Honestly, the world of competitive figure skating is usually a "start at age four or get out" kind of deal. Most kids are doing double axels before they hit middle school. Spencer Lane didn't care about that. At all. He didn't even put on a pair of real figure skates until he was 12 or 13. Most people would say that’s way too late to ever be anything more than a hobbyist. They’d be wrong.
Spencer was a force. A literal "force of nature," according to his dad, Doug Lane. He wasn't just some kid who liked to glide around the pond. He was a 16-year-old from Barrington, Rhode Island, who decided he wanted the Olympics and then just... went for it. He basically bypassed the decade of slow-burn training most skaters endure and rocketed to the top of the sport in about three years. It was wild to watch.

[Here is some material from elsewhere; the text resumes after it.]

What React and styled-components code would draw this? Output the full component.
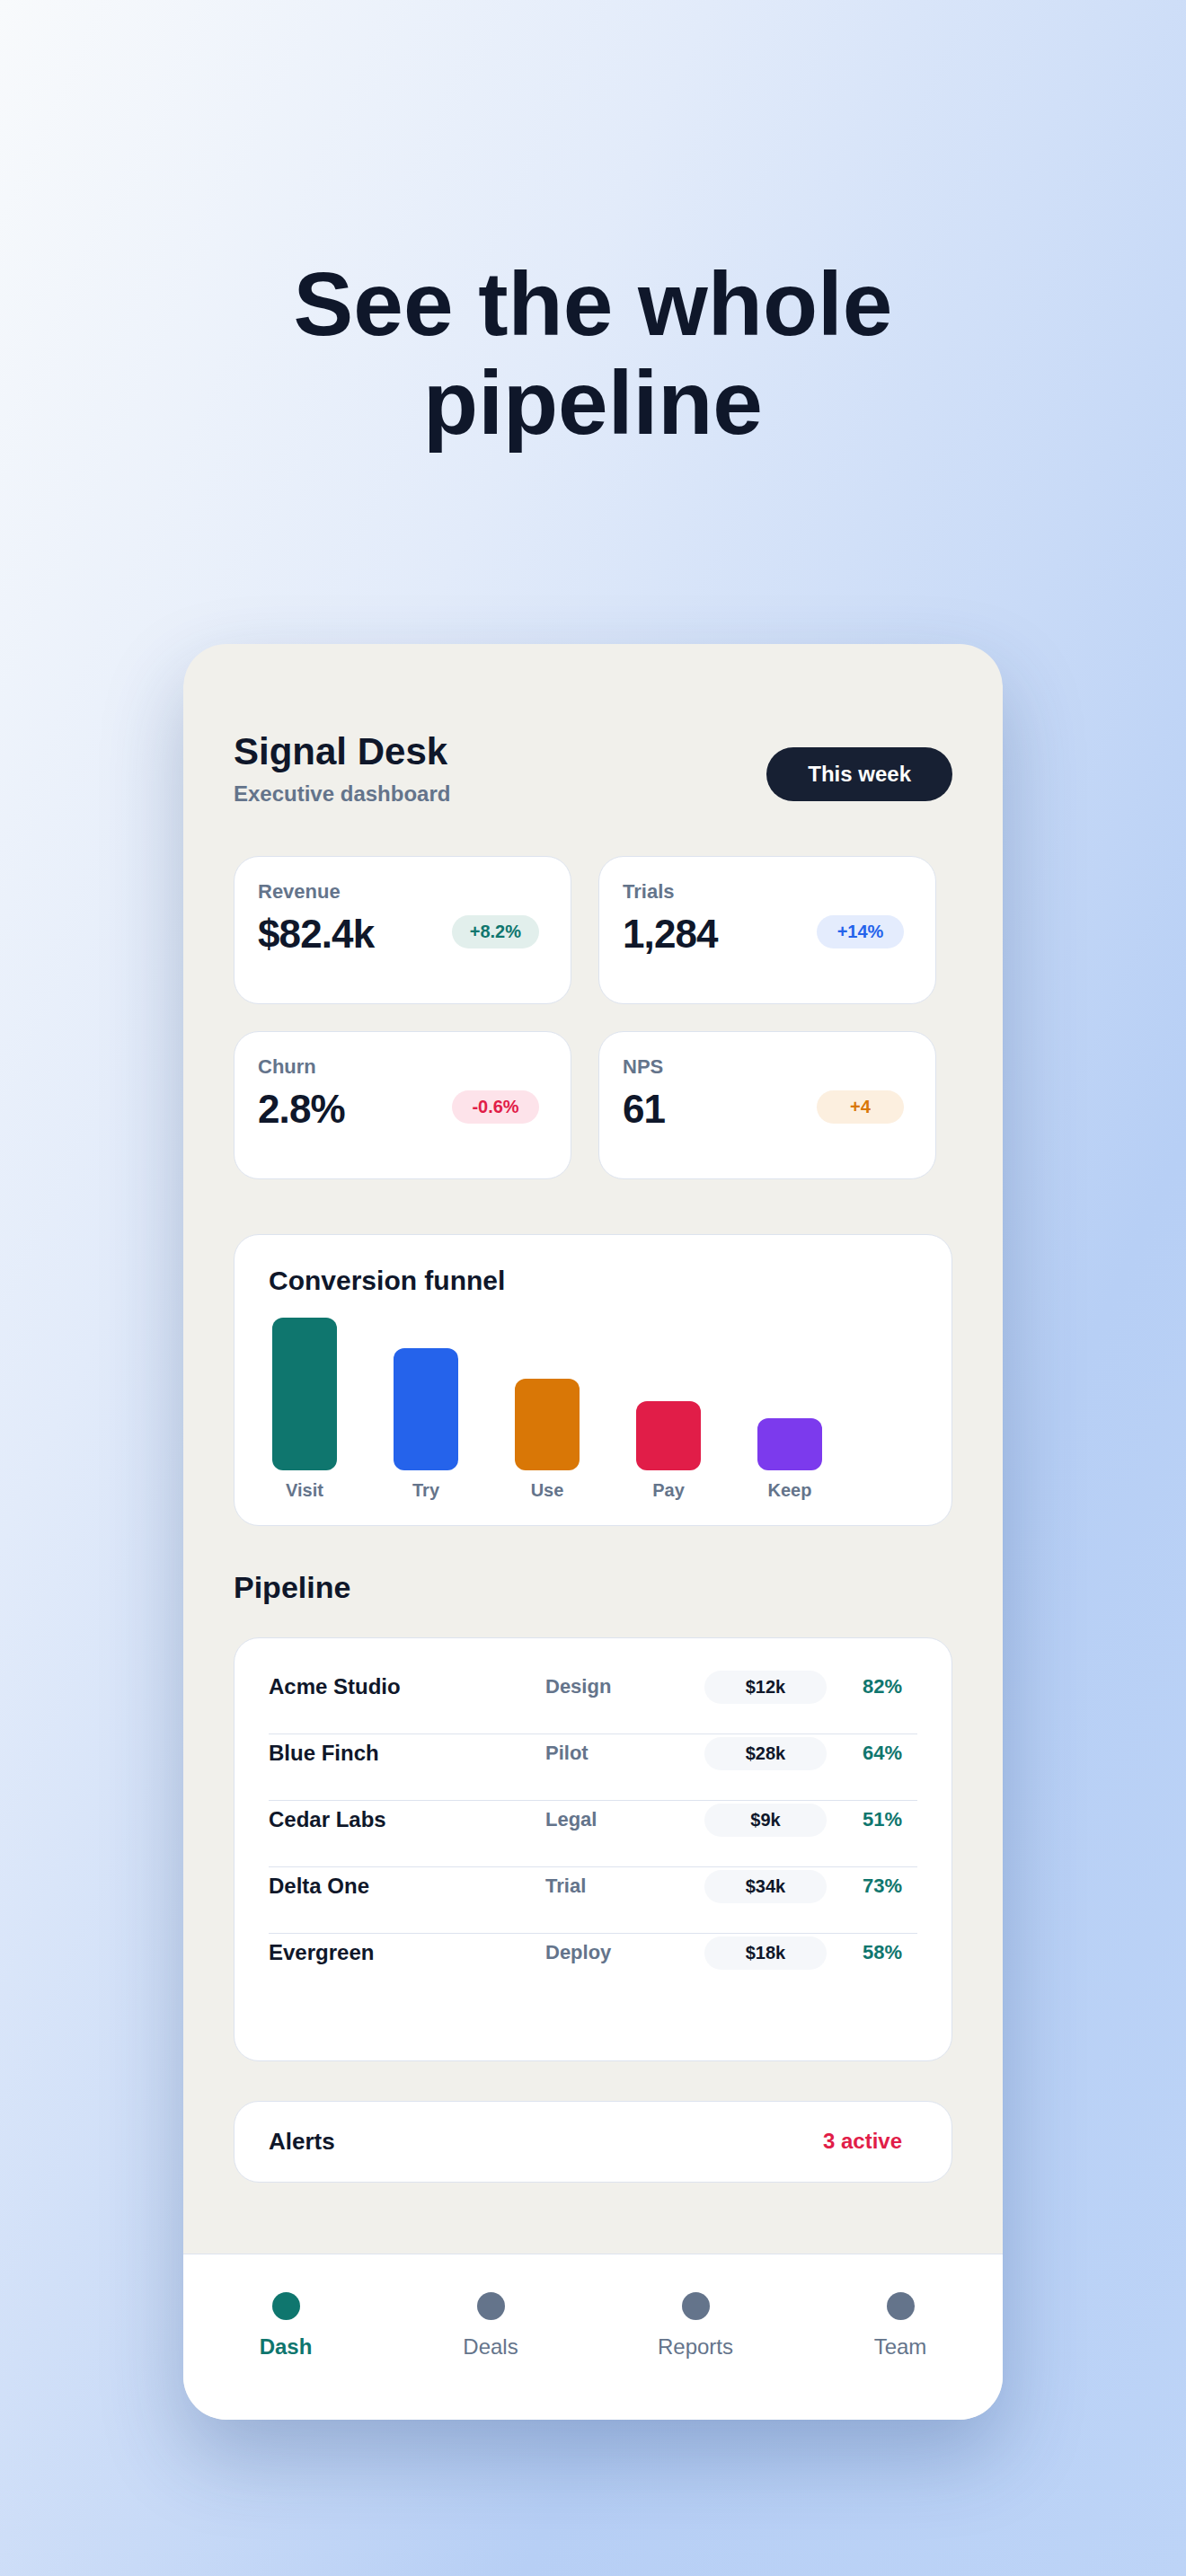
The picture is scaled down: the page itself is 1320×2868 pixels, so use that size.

The Meteoric Rise of an "Underdog"
In January 2022, Spencer was just a kid in rental skates at an outdoor rink in Providence. He’d watched the 2022 Winter Olympics and got hooked. Most teenagers find a new hobby and drop it in six weeks. Not Spencer. He saw a local skater named Patrick Blackwell—who would later become one of his best friends—and decided that was going to be him.
He started in "Learn to Skate" classes. By July 2022, he was competing at the "No Test" level.
He won.
Granted, he was the only one in his flight, but he didn't care. He was on the podium. From there, the trajectory was basically vertical. He moved from Warwick Figure Skaters to the prestigious Skating Club of Boston. This is where the heavy hitters train. He was working with coaches like Evgenia Shishkova and Vadim Naumov, who were 1994 World Champions. They usually don't take on "late starters." But Spencer had something you can't really teach: raw, terrifying athletic courage.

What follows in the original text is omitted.